JESSE AMEZCUA PADILLA,
Defendant and Appellant.
G055028
(Super. Ct. No. 16CF2234)
O P I N I O N
Appeal from a judgment of the Superior Court of Orange County, Melissa R. McCormick, Judge. Affirmed in part and reversed in part.
Ami Sheth Sagel, under appointment by the Court of Appeal, for Defendant and Appellant.
Xavier Becerra, Attorney General, Gerald A. Engler, Chief Assistant Attorney General, Julie L. Garland, Assistant Attorney General, Charles C. Ragland and Marvin E. Mizell, Deputy Attorneys General, for Plaintiff and Respondent.

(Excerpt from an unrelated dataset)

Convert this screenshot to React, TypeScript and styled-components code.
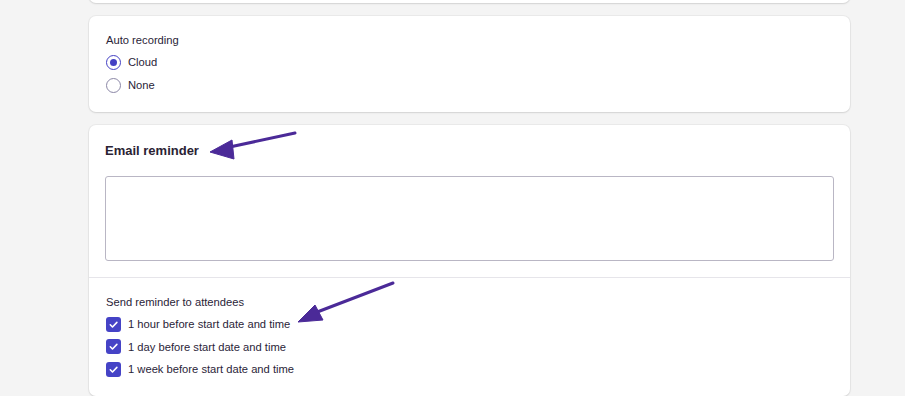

Appellant was convicted of multiple drug offenses. He was also found to have suffered four prior strike convictions and served two prior prison terms. His appeal, which is limited to the propriety of the prison priors, turns on the interplay between Proposition 47 and the so-called “washout rule.” The washout rule precludes imposition of an enhancement for a prior prison term if, following release on parole, the defendant remained free from both the commission of a new felony and prison custody for five years. Based on a felony conviction appellant suffered in 2010, the trial court determined the washout rule did not apply to prison terms he served in the 1990’s. However, following the passage of Proposition 47, that conviction was reduced to a misdemeanor. In light of that reduction, we conclude the washout rule nullifies appellant’s prison terms from the 1990’s and reverse the enhancements related to those terms. In all other respects, we affirm the judgment.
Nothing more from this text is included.